Scan the listing below. Report each line that includes "this".

▶ **Entries provided**
□ □ □ □ □ □ □

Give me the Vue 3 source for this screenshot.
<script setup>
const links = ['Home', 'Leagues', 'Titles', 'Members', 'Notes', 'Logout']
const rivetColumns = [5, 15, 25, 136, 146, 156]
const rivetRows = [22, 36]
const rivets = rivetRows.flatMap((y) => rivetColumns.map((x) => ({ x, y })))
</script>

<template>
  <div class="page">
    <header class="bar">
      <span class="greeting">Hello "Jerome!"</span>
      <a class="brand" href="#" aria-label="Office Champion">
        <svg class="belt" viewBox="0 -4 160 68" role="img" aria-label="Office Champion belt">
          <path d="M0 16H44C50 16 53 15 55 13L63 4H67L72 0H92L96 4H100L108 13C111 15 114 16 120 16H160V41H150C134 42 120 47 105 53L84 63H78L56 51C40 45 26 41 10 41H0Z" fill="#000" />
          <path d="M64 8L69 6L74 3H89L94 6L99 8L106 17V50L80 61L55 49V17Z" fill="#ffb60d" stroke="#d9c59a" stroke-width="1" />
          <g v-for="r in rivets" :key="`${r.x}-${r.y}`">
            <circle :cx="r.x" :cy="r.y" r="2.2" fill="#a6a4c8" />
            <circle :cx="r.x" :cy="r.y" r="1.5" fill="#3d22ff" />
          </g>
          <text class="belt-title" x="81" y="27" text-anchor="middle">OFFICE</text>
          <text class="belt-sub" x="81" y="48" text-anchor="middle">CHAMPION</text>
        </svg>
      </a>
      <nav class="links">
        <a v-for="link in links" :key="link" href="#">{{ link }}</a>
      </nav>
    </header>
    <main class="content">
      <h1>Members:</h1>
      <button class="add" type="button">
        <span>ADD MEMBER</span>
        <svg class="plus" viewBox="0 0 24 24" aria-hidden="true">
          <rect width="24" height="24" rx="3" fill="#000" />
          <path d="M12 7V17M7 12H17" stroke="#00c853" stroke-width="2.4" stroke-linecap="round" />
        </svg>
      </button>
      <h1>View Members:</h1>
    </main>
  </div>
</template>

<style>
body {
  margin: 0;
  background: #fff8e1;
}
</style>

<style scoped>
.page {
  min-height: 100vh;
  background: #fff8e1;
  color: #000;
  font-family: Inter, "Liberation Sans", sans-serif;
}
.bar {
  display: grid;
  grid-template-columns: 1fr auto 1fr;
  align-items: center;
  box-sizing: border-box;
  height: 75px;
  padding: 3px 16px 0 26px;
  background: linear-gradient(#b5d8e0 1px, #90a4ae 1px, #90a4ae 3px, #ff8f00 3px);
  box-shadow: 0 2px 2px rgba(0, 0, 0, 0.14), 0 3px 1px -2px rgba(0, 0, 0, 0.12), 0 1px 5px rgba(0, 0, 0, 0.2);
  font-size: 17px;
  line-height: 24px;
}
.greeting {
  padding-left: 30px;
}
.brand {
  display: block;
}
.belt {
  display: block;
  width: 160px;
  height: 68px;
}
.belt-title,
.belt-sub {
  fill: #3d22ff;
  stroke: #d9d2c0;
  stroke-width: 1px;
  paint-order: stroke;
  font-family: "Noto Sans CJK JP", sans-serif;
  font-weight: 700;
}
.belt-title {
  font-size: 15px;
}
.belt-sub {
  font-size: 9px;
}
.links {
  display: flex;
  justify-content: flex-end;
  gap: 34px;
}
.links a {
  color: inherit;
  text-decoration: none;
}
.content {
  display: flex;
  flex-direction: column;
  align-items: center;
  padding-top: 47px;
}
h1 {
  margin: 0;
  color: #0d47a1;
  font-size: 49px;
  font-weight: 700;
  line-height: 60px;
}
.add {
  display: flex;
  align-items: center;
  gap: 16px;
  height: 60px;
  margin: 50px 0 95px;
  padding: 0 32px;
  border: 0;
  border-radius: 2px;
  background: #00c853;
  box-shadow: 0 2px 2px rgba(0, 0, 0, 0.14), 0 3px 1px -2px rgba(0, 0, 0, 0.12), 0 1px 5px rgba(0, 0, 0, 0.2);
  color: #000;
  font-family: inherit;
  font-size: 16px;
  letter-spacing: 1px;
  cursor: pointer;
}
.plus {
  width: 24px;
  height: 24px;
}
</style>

□ □ □ □ □ □ □

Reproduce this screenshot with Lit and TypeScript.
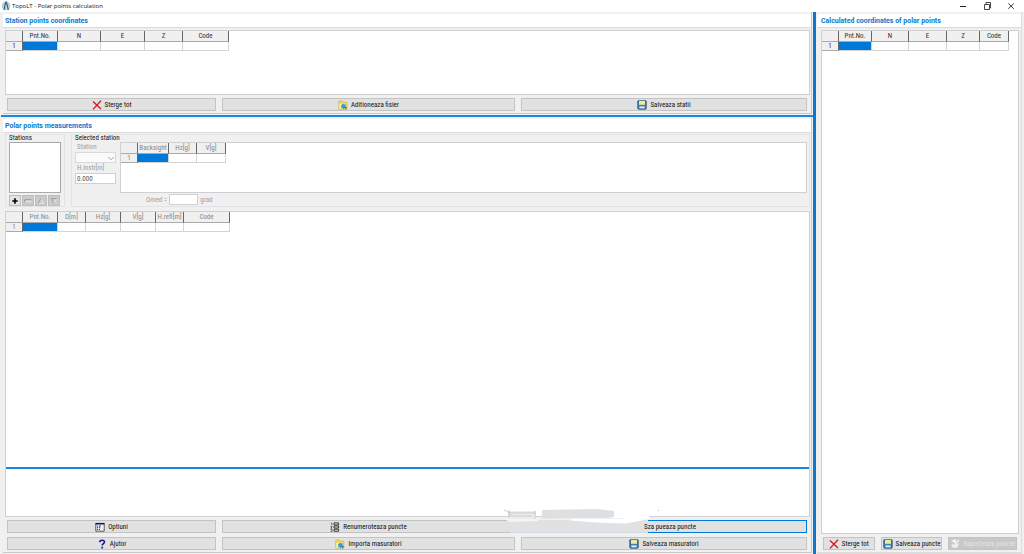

□ □ □ □ □ □ □

▶ **Answer**
Give me the Vue 3 source for this screenshot.
Reproduce this screenshot with Lit and TypeScript.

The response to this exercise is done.